Я к тому моменту прослужил месяцев десять. Но несколько раз сходив старшим команды и сделав все как надо, постепенно стал его заместителем. Сержантов в роте было через одного, но помощников

Макей себе выбрал двоих – меня и Волчка.

Волчок служил в Нижнем, кажется. Шустрый, шаристый, способный за себя постоять. Веселый, общительный. Франтоватый – всегда закатывал рукава, берцы у него были какие-то особые, портупея, четырехцветный камуфляж. Но при этом Волчок был хитроватым, продуманным. Прослужил он больше года и почему сбежал, не знаю, но точно не от дедовщины.

Видимо, хотел ближе к дому. Откуда он родом, не помню.

Я с Волчком особо не сближался. Дружбы у нас не было, вражды тоже.

Мы существовали на равноудаленных дистанциях, крутились как две планеты вокруг одного солнца – Макея. К тому же Волчок не воевал.

На разводе мы стояли не в строю, а перед ним, рядом с Макеем. Нам он позволял совсем уж вольницу. Мы могли курить, сидя на тумбочке, пока он вел развод или вечернюю поверку. Могли буха2ть в каптерке. Могли даже втихушку мыться в душевой, что остальным не позволялось.

В принципе Макей только нарезал задачи и осуществлял общее управление, а потом оставлял роту на нас. Сам отправлялся в спортзал.

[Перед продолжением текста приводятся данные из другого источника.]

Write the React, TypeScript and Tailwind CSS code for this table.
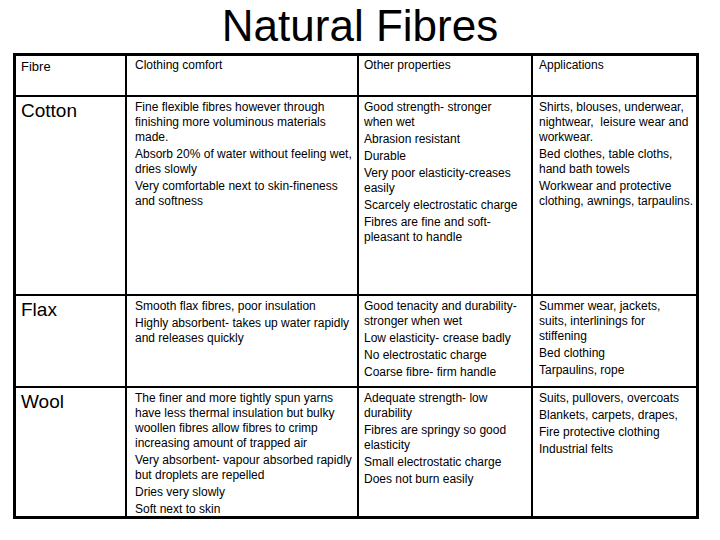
import React from "react";

type Para = string[];
type Cell = Para[];

const rows: { label: string; cells: Cell[] }[] = [
  {
    label: "Cotton",
    cells: [
      [
        ["Fine flexible fibres however through", "finishing more voluminous materials", "made."],
        ["Absorb 20% of water without feeling wet,", "dries slowly"],
        ["Very comfortable next to skin-fineness", "and softness"],
      ],
      [
        ["Good strength- stronger", "when wet"],
        ["Abrasion resistant"],
        ["Durable"],
        ["Very poor elasticity-creases", "easily"],
        ["Scarcely electrostatic charge"],
        ["Fibres are fine and soft-", "pleasant to handle"],
      ],
      [
        ["Shirts, blouses, underwear,", "nightwear,  leisure wear and", "workwear."],
        ["Bed clothes, table cloths,", "hand bath towels"],
        ["Workwear and protective", "clothing, awnings, tarpaulins."],
      ],
    ],
  },
  {
    label: "Flax",
    cells: [
      [
        ["Smooth flax fibres, poor insulation"],
        ["Highly absorbent- takes up water rapidly", "and releases quickly"],
      ],
      [
        ["Good tenacity and durability-", "stronger when wet"],
        ["Low elasticity- crease badly"],
        ["No electrostatic charge"],
        ["Coarse fibre- firm handle"],
      ],
      [
        ["Summer wear, jackets,", "suits, interlinings for", "stiffening"],
        ["Bed clothing"],
        ["Tarpaulins, rope"],
      ],
    ],
  },
  {
    label: "Wool",
    cells: [
      [
        [
          "The finer and more tightly spun yarns",
          "have less thermal insulation but bulky",
          "woollen fibres allow fibres to crimp",
          "increasing amount of trapped air",
        ],
        ["Very absorbent- vapour absorbed rapidly", "but droplets are repelled"],
        ["Dries very slowly"],
        ["Soft next to skin"],
      ],
      [
        ["Adequate strength- low", "durability"],
        ["Fibres are springy so good", "elasticity"],
        ["Small electrostatic charge"],
        ["Does not burn easily"],
      ],
      [
        ["Suits, pullovers, overcoats"],
        ["Blankets, carpets, drapes,"],
        ["Fire protective clothing"],
        ["Industrial felts"],
      ],
    ],
  },
];

const padCls = ["pl-[8px]", "pl-[5px]", "pl-[6px]"];

function BodyCell({ cell, idx }: { cell: Cell; idx: number }) {
  return (
    <div className={`bg-white pt-[3px] pr-[2px] text-[12px] leading-[15px] ${padCls[idx]}`}>
      {cell.map((p, i) => (
        <div key={i} className={i > 0 ? "mt-[2px]" : ""}>
          {p.map((l, j) => (
            <div key={j} className="whitespace-pre">
              {l}
            </div>
          ))}
        </div>
      ))}
    </div>
  );
}

export default function App() {
  return (
    <div className="w-[720px] h-[540px] bg-white text-black font-['Liberation_Sans',Arial,sans-serif] overflow-hidden">
      <h1 className="pt-[4px] text-center text-[44px] leading-[44px] font-normal">Natural Fibres</h1>
      <div className="mt-[5px] ml-[13px] w-[686px] border-[3px] border-black bg-black grid grid-cols-[109px_230px_172px_163px] grid-rows-[39px_197px_90px_128px] gap-[2px]">
        <div className="bg-white pl-[5px] pt-[3px] text-[13px] leading-[15px]">Fibre</div>
        <div className="bg-white pl-[8px] pt-[2px] text-[12px] leading-[15px]">Clothing comfort</div>
        <div className="bg-white pl-[5px] pt-[2px] text-[12px] leading-[15px]">Other properties</div>
        <div className="bg-white pl-[6px] pt-[2px] text-[12px] leading-[15px]">Applications</div>
        {rows.map((r) => (
          <React.Fragment key={r.label}>
            <div className="bg-white pl-[5px] pt-[3px] text-[19px] leading-[22px]">{r.label}</div>
            {r.cells.map((c, i) => (
              <BodyCell key={i} cell={c} idx={i} />
            ))}
          </React.Fragment>
        ))}
      </div>
    </div>
  );
}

Я еще не был даже слоном, а уже рулил дембелями. Но терок в роте от этого не возникало. Макей и впрямь сделал из нее единый организм.

Люди работали и выполняли поставленные задачи наравне. Дедовщины или землячества не было совершенно. Для меня это до сих пор удивительно.

Я особо не выпендривался и тоже работал вместе с людьми, хотя Макей этого не одобрял. Но, конечно, соблюдая субординацию все же, – с тряпкой в казарме не ползал. У меня были свои задачи. А вот на выходе, с маленькой командой, лопатой махал с удовольствием. Мне это было в кайф. Физическая работа на свежем воздухе зимой – это просто приятно. В ней был смысл. Цель. И главное – она отвлекала от мыслей о тюрьме.

Волчок с людьми не работал никогда.

Как бы там ни было, мы с Волчком никогда не подставляли Макея. Помню его фразу: “У меня есть два хороших сержанта – Бабченко и Волков, и больше мне не надо”. За прошедшие с тех пор двенадцать лет я добился многого, но эта похвала до сих пор остается одной из главных в моей жизни.

Пользуясь своим положением, я всегда просился в спецгруз. Если я не нужен был Макею для более важных дел, он меня всегда отпускал.

Я развез много гробов. Не знаю сколько. Несколько десятков, наверное.

Спецгруз был частью той моей жизни, которую я знал, которую понимал, но которую начинал уже терять.

Парни, лежавшие в цинках, были моими товарищами, и я по-прежнему хотел быть вместе с ними. Пусть хотя бы и так.

Один раз я вернулся. Не хотел ехать и в этот, второй отпуск. Потому и просрочил эти чертовы десять дней – не придавал им значения.

Мысленно перешагнул их и опять был там.

Я хотел обратно на войну. Да, хотел.

Не потому что – воевать. Просто весь мой мир, который я знал, был там. И я устал уже терять его.